Who can tell what is an industry?
Another line of criticism focuses on the definition of an industry. Granted, it is difficult to tell what is an industry, and sometimes it takes several attempts to figure out what parts of operations face the same forces and what face different forces. However, as long as the five forces analysis can provide valuable insights, some level of difficulty in its application is acceptable. Sometimes reinterpreting the industry a company is participating in can even open valuable new strategic options, turning the difficulty into an advantage.
The speed of change
Porter takes the position that industry structures are relatively stable, and change is usually slow. While not fatal to the five forces analysis, this has lead some critics to ask what is the strategic importance of building capabilities to rapidly react to change and to opportunities to create change. I will discuss this dynamic capabilities view more a bit later.
Thus, despite the criticism, the five forces analysis remains one the key analyses available for a strategist.
Relative analysis: value chain analysis and resource-based view
After analyzing the industry in general, it is time to turn to analysis of individual companies in it. Porter’s framework for doing this is value chain analysis.
Value chain analysis
A value chain is the sequence of activities a company performs to design, produce, sell, deliver, and support its products. The aggregate of the value chains of different companies that brings a product to the end user is called a value system.
Picture: Michael Porter’s Value Chain from Wikipedia (CC)
Porter argues that in order to avoid competing to be the best, each company should strive to arrange its value chain differently from competitors in ways that create a competitive advantage for the company. Therefore, the value chain analysis requires information on the value chains of key competitors (competitor analysis) and compares your own value chain to theirs. The comparison should include evaluation of both whether it is practical to perform all of the same activities, and whether the activities can be performed in different ways to either increase customer value or reduce costs.
Here lies one of the major weaknesses in Porter’s thinking. Porter uses the term operational effectiveness (OE) to refer to a company’s ability to perform similar activities better than its competitors. While Porter acknowledges that operational effectiveness can result in temporary competitive advantage, he does not see a possibility to create sustainable competitive advantage based on operational effectiveness. Porter has attempted to prove his position by analyzing Japanese companies, recognized as some of the world leaders in effective operations, and pointing out their failures in the past 20 years as evidence that operational effectiveness is an unsustainable strategy.
From a more in-depth point of view on various top-class methods of improving operational effectiveness, such as Lean, these statements sound extremely strange. The ultimate Lean company, Toyota, remains the most profitable car manufacturer in the world, and is currently producing profits that equal the sum of profits of its two nearest rivals, Volkswagen and GM.
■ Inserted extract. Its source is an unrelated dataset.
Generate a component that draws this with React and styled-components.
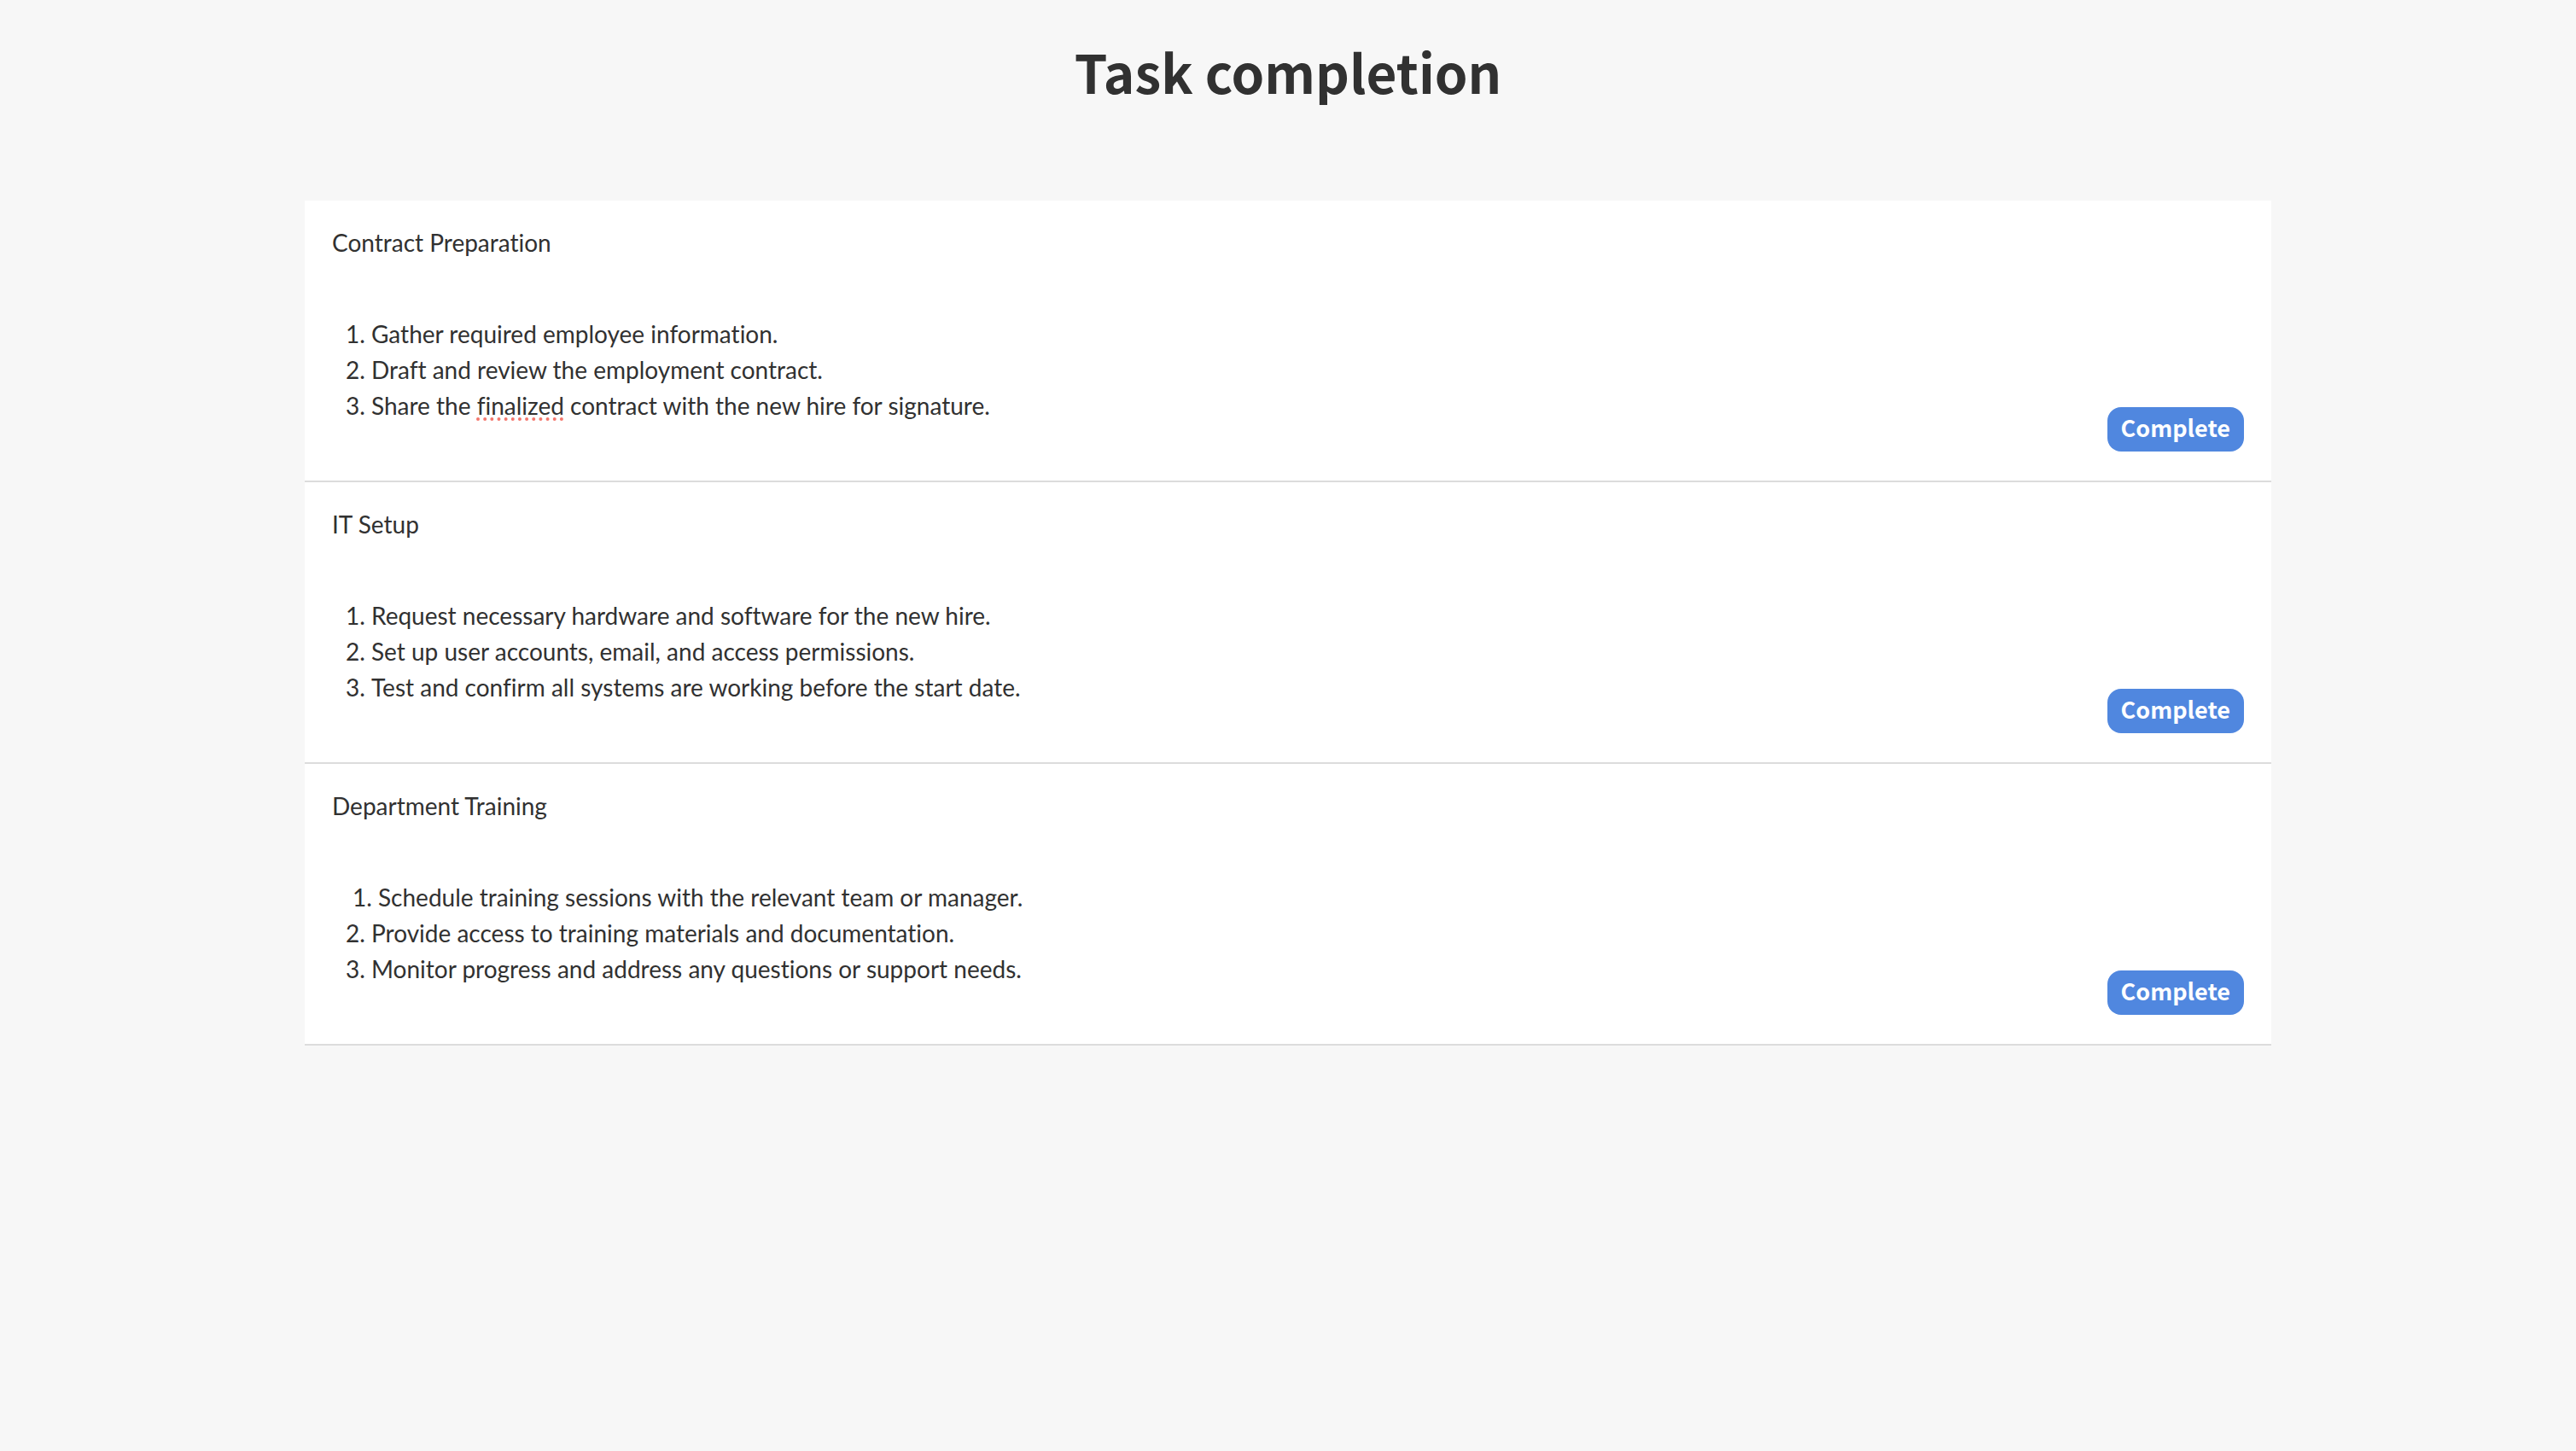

Porter’s argument states that industry best practices are easy to copy, and indeed, that US companies were relatively easily able to copy the operating models of Japanese companies in the 1990s. This reminds me of a story I read in Mike Rother’s Toyota Kata (which, by the way, is one of the best books on Lean): Several years ago, Toyota was happy to show its factories to competitors, who were eager to copy “best practices” for use in their own plants. One such best practice was the use of flow racks. However, a few years later, when most US plants had flow racks, the Toyota plant had got rid of theirs. They had simply evolved beyond that point.
Indeed, when it comes to best operational paradigms, instead of mere ways to arrange activities at a single point of time, companies have significant difficulties in copying them. This is the point where we need to adjust and augment Porter’s frameworks with a resource-based view of competitive advantage, in particular with dynamic capabilities.
Resource-based view on competitive advantage and dynamic capabilities
According to the resource-based view (promoted, among others, by Richard Rumelt and David Teece), resources can indeed be a source of competitive advantage, and even the source of sustainable competitive advantage. In order for this to be the case, these resources have to fulfill each of the following four criteria:
- Valuable. A resource must be an important part of a value-creating strategy. However, this is not enough, because this criterion is no different from Porter’s view, according to which such differences are easy to remove.
- Rare. The resource must also be rare. Again, otherwise everyone in the industry could easily get their own such resource.
- In-imitable. The resource cannot be perfectly copied. Otherwise, competitors could build their own resources in a short time.
- Non-substitutable. The resource must not have substitutes. Otherwise, competitors could replace the resource with a different means to an end and remove the competitive advantage.
What are resources? Resources are factors controlled by a company. One way to categorize and think about resources is to split them into tangible (transferable) and intangible (intransferable) assets and processes.
- Tangible people/assets: Cash, plant, patents, talent.
- Tangible systems/processes: Contracts, alliances, IT systems.
- Intangible people/assets: Brand, reputation, loyalty
- Intangible systems/processes: Culture
The resource-based view has evolved further to consider that when resources are integrated, they give rise to capabilities that the company is then able to leverage in order to gain competitive advantage.
However, in practice most capabilities can eventually be copied. Just consider the flow racks at Toyota: the ways to use flow racks, the capability built on those and other resources, were copied by other companies. But wait, by the time they were fully copied, Toyota had already moved on to do different things! This is the domain of dynamic capabilities.
Dynamic capabilities refer to the ability of an enterprise to shape, reshape, configure, and reconfigure assets in order to respond to changing technologies, markets, and paradigms. The fact that many companies that exhibit these qualities have based their operations on Lean principles, opens an interesting avenue for future research into the strategic significance of Lean.
Conclusions
Porter’s frameworks, the five forces analysis and the value chain analysis, remain vitally important. In order to carry them out properly, it is important to recognize the need to carry out environmental analysis, stakeholder analysis, and competitor analysis.
Furthermore, they need to be augmented by capability analysis with a special focus on dynamic capabilities that open up strategic opportunities not grasped by Porter’s frameworks. By combining all of these, an enterprise can get a good grasp of its strategic position.